The two related prior projects we focus here are TiDB and Kubernetes. TiDB is a HTAP relational database that is readily available and can be easily scaled out. Kerbernetes is the default cloud OS.
The goal for this project is to create an operator that manages the lifecycle of TiDB clusters on Kubernetes. This operator aims to provide TiDB cluster management on Kubernetes including functions like starting, pausing and scaling out/in clusters in a declarative way. We also plan to build an observability ecosystem for the operator, including metrics, logging, tracing, and alerting.
The principle users of the project are people who manage the workflow and operate with TIDB clusters, where TiDB is a HTAP relational database easily scaled out as other NoSQL databases as well as provide support for data consistency and distributed transaction support.
In this project, we will build an operator that manages the lifecycle of TiDB clusters on Kubernetes, which will allow users to manage their TiDB clusters, like starting the cluster, pausing the cluster, and scaling out/in the cluster in a declarative way. As well as build an observability ecosystem for the operator, including metrics, logging, tracing, and alerting. Using modern cloud-native o11y systems, like Prometheus, Grafana, Jaeger, and Loki.
The features of this project will include:
Starting and deploying cluster - in scope
Scaling in or out of cluster - in scope
Monitoring and logging cluster - in scope
Backup and restoring cluster - in scope
In this project, a separate controller will be created for each of the three components. Each controller will correspond to a specific CRD.

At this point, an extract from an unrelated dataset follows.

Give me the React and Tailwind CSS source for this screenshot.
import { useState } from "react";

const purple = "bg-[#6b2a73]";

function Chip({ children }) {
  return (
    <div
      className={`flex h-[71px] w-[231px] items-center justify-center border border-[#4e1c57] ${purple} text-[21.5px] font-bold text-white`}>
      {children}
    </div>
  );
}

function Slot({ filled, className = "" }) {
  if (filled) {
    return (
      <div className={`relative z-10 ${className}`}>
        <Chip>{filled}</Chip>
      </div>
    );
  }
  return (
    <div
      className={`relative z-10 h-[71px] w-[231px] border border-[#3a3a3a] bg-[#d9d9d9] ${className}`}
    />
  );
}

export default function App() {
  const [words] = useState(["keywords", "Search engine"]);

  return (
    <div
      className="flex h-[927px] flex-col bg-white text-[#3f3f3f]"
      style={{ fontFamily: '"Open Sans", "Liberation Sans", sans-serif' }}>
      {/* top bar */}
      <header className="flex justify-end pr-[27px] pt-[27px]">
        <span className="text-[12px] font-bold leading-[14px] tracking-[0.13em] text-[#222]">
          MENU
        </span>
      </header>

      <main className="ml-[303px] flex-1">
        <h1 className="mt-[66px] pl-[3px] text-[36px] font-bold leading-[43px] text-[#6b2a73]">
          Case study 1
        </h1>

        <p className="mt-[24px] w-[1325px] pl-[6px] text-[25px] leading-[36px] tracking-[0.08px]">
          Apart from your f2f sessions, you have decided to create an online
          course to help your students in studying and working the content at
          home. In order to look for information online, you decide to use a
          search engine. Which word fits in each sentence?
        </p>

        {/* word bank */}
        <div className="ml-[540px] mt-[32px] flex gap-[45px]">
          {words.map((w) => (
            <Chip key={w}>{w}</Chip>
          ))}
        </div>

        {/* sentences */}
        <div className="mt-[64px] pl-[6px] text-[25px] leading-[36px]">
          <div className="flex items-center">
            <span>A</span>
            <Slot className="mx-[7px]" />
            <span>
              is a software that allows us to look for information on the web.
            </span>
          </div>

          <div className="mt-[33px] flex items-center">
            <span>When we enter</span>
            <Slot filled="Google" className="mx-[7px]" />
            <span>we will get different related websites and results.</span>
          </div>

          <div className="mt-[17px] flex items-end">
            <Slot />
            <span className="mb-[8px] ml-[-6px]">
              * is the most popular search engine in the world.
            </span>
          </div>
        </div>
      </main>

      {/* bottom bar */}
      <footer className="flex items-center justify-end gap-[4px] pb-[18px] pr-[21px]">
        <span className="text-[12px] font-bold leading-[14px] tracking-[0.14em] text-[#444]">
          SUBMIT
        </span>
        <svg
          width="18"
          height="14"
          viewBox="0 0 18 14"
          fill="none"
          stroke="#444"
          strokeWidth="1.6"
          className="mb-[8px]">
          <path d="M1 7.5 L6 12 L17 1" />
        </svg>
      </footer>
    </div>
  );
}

TiDB will be deployed on Kubernetes. To provide automatic scaling, upgrading, monitoring and self-healing, an operator will be created and integrated with the cluster to operate on TiDB CRD. The operator will provide full life cycle management, to provide scalability and high availability. The operator will provide full life cycle management, to guarantee scalability and high availability. The architecture of our final deliverable is as follows:
The deliverable contains three separate controllers in the operator, each responisble of controlling one of the three components. In the TiDB cluster managed by our operator, each component has a corresponding custom resource (CR). The three components communicate over a service, in order to enable fail-over. PD and TiKV are stateful components, therefore they are connected to persistent volumes (PV), in order to preserve data upon failure. External clients will query the cluster via a service that exposes the TiDB cluster. The Kubernetes cluster is also equipped with a monitoring stack composed of Prometheus and Grafana. This combination gives us a better insight of the status of the cluster, and makes it easier to trouble shoot.
Prerequisites to run the operator on a local Kubernetes cluster using Kind: Kind, Docker, Go(1.17+), Kubectl and MySQL client. To start the cluster and the operator run:
cd multi-controller
./buildAndRun.sh
This section discusses the acceptance criteria at the end of the project. The files we submit will contain the below information.
all the codes of the project s
a document to describe the proposal
a shell script to run the operator
The acceptance criteria is to finish below functions of operator
starting / deploying / scaling out / in a cluster of TIiDB on kubernetes
simulating failure in all or part of your cluster to test its resilience
monitoring the pod running status
And we have implemented them all.
We will be using SCRUM for developing this project. At present, all the functions in the scope are implemented.